▸ **Work to be completed**: Your task is to copy every line of this material exactly.

▸ **Supplied data**:

──────────

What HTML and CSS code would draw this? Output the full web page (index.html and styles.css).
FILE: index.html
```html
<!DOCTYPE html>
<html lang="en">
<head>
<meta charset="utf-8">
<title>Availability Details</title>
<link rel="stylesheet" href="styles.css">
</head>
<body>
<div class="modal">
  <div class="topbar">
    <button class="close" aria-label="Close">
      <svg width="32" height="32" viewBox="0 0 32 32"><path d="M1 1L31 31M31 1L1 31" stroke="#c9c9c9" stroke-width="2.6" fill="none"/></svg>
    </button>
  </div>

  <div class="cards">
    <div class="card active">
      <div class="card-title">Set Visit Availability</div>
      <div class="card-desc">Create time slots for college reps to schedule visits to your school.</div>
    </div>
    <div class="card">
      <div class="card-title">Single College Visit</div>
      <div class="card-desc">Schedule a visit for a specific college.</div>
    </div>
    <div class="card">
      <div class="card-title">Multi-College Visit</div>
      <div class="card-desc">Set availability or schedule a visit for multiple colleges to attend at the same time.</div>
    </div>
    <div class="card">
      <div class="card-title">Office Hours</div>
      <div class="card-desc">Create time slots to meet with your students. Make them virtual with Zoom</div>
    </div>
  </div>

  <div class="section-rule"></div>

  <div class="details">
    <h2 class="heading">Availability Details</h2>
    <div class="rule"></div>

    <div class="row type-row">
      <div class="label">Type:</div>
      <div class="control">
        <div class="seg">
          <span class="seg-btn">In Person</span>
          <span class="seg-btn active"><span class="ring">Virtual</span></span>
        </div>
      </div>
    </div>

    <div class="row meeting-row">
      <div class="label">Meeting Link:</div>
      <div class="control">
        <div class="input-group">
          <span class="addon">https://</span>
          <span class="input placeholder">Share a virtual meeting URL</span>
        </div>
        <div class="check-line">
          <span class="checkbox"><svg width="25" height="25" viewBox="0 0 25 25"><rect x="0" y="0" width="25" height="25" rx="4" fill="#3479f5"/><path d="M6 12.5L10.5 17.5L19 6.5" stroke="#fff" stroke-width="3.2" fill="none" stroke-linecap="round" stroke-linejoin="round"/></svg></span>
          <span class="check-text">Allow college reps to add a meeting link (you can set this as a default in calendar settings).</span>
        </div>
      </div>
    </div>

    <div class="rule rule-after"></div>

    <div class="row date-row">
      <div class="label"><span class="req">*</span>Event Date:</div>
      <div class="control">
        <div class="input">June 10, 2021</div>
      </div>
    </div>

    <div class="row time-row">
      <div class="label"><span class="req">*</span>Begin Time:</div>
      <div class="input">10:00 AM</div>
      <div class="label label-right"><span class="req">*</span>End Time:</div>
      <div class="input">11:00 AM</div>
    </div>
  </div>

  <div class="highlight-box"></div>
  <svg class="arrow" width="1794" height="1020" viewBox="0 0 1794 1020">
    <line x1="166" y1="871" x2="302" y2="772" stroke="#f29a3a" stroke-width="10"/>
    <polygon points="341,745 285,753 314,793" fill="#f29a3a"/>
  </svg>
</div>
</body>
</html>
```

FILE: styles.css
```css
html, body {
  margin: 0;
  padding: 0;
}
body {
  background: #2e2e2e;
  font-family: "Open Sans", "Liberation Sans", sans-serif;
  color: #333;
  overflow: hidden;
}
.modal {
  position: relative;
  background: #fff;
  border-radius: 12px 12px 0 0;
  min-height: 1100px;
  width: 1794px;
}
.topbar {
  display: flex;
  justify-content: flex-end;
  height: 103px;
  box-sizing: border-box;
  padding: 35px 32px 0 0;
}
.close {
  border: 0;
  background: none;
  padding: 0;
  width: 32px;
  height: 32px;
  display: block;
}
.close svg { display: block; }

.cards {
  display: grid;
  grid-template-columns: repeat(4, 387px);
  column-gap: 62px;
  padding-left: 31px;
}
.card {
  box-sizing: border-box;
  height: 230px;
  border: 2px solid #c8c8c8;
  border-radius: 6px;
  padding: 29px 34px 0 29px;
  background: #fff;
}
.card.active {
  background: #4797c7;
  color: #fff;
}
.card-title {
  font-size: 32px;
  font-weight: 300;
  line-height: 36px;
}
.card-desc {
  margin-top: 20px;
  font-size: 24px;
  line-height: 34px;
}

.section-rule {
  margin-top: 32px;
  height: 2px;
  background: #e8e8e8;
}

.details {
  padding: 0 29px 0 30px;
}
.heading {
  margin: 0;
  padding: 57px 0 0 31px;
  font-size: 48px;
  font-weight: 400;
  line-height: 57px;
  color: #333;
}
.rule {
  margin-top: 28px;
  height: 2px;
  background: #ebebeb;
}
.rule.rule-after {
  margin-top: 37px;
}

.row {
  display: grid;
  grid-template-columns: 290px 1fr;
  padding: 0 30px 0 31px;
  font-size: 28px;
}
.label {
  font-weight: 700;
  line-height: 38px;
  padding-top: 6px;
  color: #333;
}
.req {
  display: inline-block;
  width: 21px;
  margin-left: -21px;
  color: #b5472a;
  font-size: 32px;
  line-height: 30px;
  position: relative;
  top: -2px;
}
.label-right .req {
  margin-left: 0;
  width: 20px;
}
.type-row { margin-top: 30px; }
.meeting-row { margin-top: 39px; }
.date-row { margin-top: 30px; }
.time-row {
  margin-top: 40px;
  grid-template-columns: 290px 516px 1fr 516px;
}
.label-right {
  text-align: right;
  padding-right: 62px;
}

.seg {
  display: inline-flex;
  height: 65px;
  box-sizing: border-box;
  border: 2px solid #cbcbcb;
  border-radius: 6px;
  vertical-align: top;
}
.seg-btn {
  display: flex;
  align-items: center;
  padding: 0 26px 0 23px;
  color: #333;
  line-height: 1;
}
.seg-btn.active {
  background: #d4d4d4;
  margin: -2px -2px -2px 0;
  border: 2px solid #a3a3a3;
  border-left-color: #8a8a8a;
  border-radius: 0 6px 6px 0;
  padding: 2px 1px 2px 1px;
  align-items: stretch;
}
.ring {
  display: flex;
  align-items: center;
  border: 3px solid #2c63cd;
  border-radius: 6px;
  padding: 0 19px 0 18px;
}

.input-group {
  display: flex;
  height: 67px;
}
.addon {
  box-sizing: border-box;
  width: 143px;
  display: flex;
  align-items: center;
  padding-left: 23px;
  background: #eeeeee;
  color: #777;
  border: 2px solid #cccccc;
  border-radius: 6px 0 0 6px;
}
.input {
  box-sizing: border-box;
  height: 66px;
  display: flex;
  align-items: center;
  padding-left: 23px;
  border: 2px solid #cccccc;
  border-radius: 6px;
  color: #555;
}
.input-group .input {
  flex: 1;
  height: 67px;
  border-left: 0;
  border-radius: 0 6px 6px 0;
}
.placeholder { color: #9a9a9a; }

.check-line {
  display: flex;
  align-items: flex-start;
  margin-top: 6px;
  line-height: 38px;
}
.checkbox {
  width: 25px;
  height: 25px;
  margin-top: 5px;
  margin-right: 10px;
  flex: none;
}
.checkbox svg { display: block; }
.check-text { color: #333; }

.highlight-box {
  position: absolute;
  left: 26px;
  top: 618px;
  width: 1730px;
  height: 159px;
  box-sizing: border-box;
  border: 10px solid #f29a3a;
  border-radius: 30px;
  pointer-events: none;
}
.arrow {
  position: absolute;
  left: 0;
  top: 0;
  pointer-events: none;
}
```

──────────

▸ **Result of this exercise**:
What HTML and CSS code would draw this? Output the full web page (index.html and styles.css).
FILE: index.html
```html
<!DOCTYPE html>
<html lang="en">
<head>
<meta charset="utf-8">
<title>Availability Details</title>
<link rel="stylesheet" href="styles.css">
</head>
<body>
<div class="modal">
  <div class="topbar">
    <button class="close" aria-label="Close">
      <svg width="32" height="32" viewBox="0 0 32 32"><path d="M1 1L31 31M31 1L1 31" stroke="#c9c9c9" stroke-width="2.6" fill="none"/></svg>
    </button>
  </div>

  <div class="cards">
    <div class="card active">
      <div class="card-title">Set Visit Availability</div>
      <div class="card-desc">Create time slots for college reps to schedule visits to your school.</div>
    </div>
    <div class="card">
      <div class="card-title">Single College Visit</div>
      <div class="card-desc">Schedule a visit for a specific college.</div>
    </div>
    <div class="card">
      <div class="card-title">Multi-College Visit</div>
      <div class="card-desc">Set availability or schedule a visit for multiple colleges to attend at the same time.</div>
    </div>
    <div class="card">
      <div class="card-title">Office Hours</div>
      <div class="card-desc">Create time slots to meet with your students. Make them virtual with Zoom</div>
    </div>
  </div>

  <div class="section-rule"></div>

  <div class="details">
    <h2 class="heading">Availability Details</h2>
    <div class="rule"></div>

    <div class="row type-row">
      <div class="label">Type:</div>
      <div class="control">
        <div class="seg">
          <span class="seg-btn">In Person</span>
          <span class="seg-btn active"><span class="ring">Virtual</span></span>
        </div>
      </div>
    </div>

    <div class="row meeting-row">
      <div class="label">Meeting Link:</div>
      <div class="control">
        <div class="input-group">
          <span class="addon">https://</span>
          <span class="input placeholder">Share a virtual meeting URL</span>
        </div>
        <div class="check-line">
          <span class="checkbox"><svg width="25" height="25" viewBox="0 0 25 25"><rect x="0" y="0" width="25" height="25" rx="4" fill="#3479f5"/><path d="M6 12.5L10.5 17.5L19 6.5" stroke="#fff" stroke-width="3.2" fill="none" stroke-linecap="round" stroke-linejoin="round"/></svg></span>
          <span class="check-text">Allow college reps to add a meeting link (you can set this as a default in calendar settings).</span>
        </div>
      </div>
    </div>

    <div class="rule rule-after"></div>

    <div class="row date-row">
      <div class="label"><span class="req">*</span>Event Date:</div>
      <div class="control">
        <div class="input">June 10, 2021</div>
      </div>
    </div>

    <div class="row time-row">
      <div class="label"><span class="req">*</span>Begin Time:</div>
      <div class="input">10:00 AM</div>
      <div class="label label-right"><span class="req">*</span>End Time:</div>
      <div class="input">11:00 AM</div>
    </div>
  </div>

  <div class="highlight-box"></div>
  <svg class="arrow" width="1794" height="1020" viewBox="0 0 1794 1020">
    <line x1="166" y1="871" x2="302" y2="772" stroke="#f29a3a" stroke-width="10"/>
    <polygon points="341,745 285,753 314,793" fill="#f29a3a"/>
  </svg>
</div>
</body>
</html>
```

FILE: styles.css
```css
html, body {
  margin: 0;
  padding: 0;
}
body {
  background: #2e2e2e;
  font-family: "Open Sans", "Liberation Sans", sans-serif;
  color: #333;
  overflow: hidden;
}
.modal {
  position: relative;
  background: #fff;
  border-radius: 12px 12px 0 0;
  min-height: 1100px;
  width: 1794px;
}
.topbar {
  display: flex;
  justify-content: flex-end;
  height: 103px;
  box-sizing: border-box;
  padding: 35px 32px 0 0;
}
.close {
  border: 0;
  background: none;
  padding: 0;
  width: 32px;
  height: 32px;
  display: block;
}
.close svg { display: block; }

.cards {
  display: grid;
  grid-template-columns: repeat(4, 387px);
  column-gap: 62px;
  padding-left: 31px;
}
.card {
  box-sizing: border-box;
  height: 230px;
  border: 2px solid #c8c8c8;
  border-radius: 6px;
  padding: 29px 34px 0 29px;
  background: #fff;
}
.card.active {
  background: #4797c7;
  color: #fff;
}
.card-title {
  font-size: 32px;
  font-weight: 300;
  line-height: 36px;
}
.card-desc {
  margin-top: 20px;
  font-size: 24px;
  line-height: 34px;
}

.section-rule {
  margin-top: 32px;
  height: 2px;
  background: #e8e8e8;
}

.details {
  padding: 0 29px 0 30px;
}
.heading {
  margin: 0;
  padding: 57px 0 0 31px;
  font-size: 48px;
  font-weight: 400;
  line-height: 57px;
  color: #333;
}
.rule {
  margin-top: 28px;
  height: 2px;
  background: #ebebeb;
}
.rule.rule-after {
  margin-top: 37px;
}

.row {
  display: grid;
  grid-template-columns: 290px 1fr;
  padding: 0 30px 0 31px;
  font-size: 28px;
}
.label {
  font-weight: 700;
  line-height: 38px;
  padding-top: 6px;
  color: #333;
}
.req {
  display: inline-block;
  width: 21px;
  margin-left: -21px;
  color: #b5472a;
  font-size: 32px;
  line-height: 30px;
  position: relative;
  top: -2px;
}
.label-right .req {
  margin-left: 0;
  width: 20px;
}
.type-row { margin-top: 30px; }
.meeting-row { margin-top: 39px; }
.date-row { margin-top: 30px; }
.time-row {
  margin-top: 40px;
  grid-template-columns: 290px 516px 1fr 516px;
}
.label-right {
  text-align: right;
  padding-right: 62px;
}

.seg {
  display: inline-flex;
  height: 65px;
  box-sizing: border-box;
  border: 2px solid #cbcbcb;
  border-radius: 6px;
  vertical-align: top;
}
.seg-btn {
  display: flex;
  align-items: center;
  padding: 0 26px 0 23px;
  color: #333;
  line-height: 1;
}
.seg-btn.active {
  background: #d4d4d4;
  margin: -2px -2px -2px 0;
  border: 2px solid #a3a3a3;
  border-left-color: #8a8a8a;
  border-radius: 0 6px 6px 0;
  padding: 2px 1px 2px 1px;
  align-items: stretch;
}
.ring {
  display: flex;
  align-items: center;
  border: 3px solid #2c63cd;
  border-radius: 6px;
  padding: 0 19px 0 18px;
}

.input-group {
  display: flex;
  height: 67px;
}
.addon {
  box-sizing: border-box;
  width: 143px;
  display: flex;
  align-items: center;
  padding-left: 23px;
  background: #eeeeee;
  color: #777;
  border: 2px solid #cccccc;
  border-radius: 6px 0 0 6px;
}
.input {
  box-sizing: border-box;
  height: 66px;
  display: flex;
  align-items: center;
  padding-left: 23px;
  border: 2px solid #cccccc;
  border-radius: 6px;
  color: #555;
}
.input-group .input {
  flex: 1;
  height: 67px;
  border-left: 0;
  border-radius: 0 6px 6px 0;
}
.placeholder { color: #9a9a9a; }

.check-line {
  display: flex;
  align-items: flex-start;
  margin-top: 6px;
  line-height: 38px;
}
.checkbox {
  width: 25px;
  height: 25px;
  margin-top: 5px;
  margin-right: 10px;
  flex: none;
}
.checkbox svg { display: block; }
.check-text { color: #333; }

.highlight-box {
  position: absolute;
  left: 26px;
  top: 618px;
  width: 1730px;
  height: 159px;
  box-sizing: border-box;
  border: 10px solid #f29a3a;
  border-radius: 30px;
  pointer-events: none;
}
.arrow {
  position: absolute;
  left: 0;
  top: 0;
  pointer-events: none;
}
```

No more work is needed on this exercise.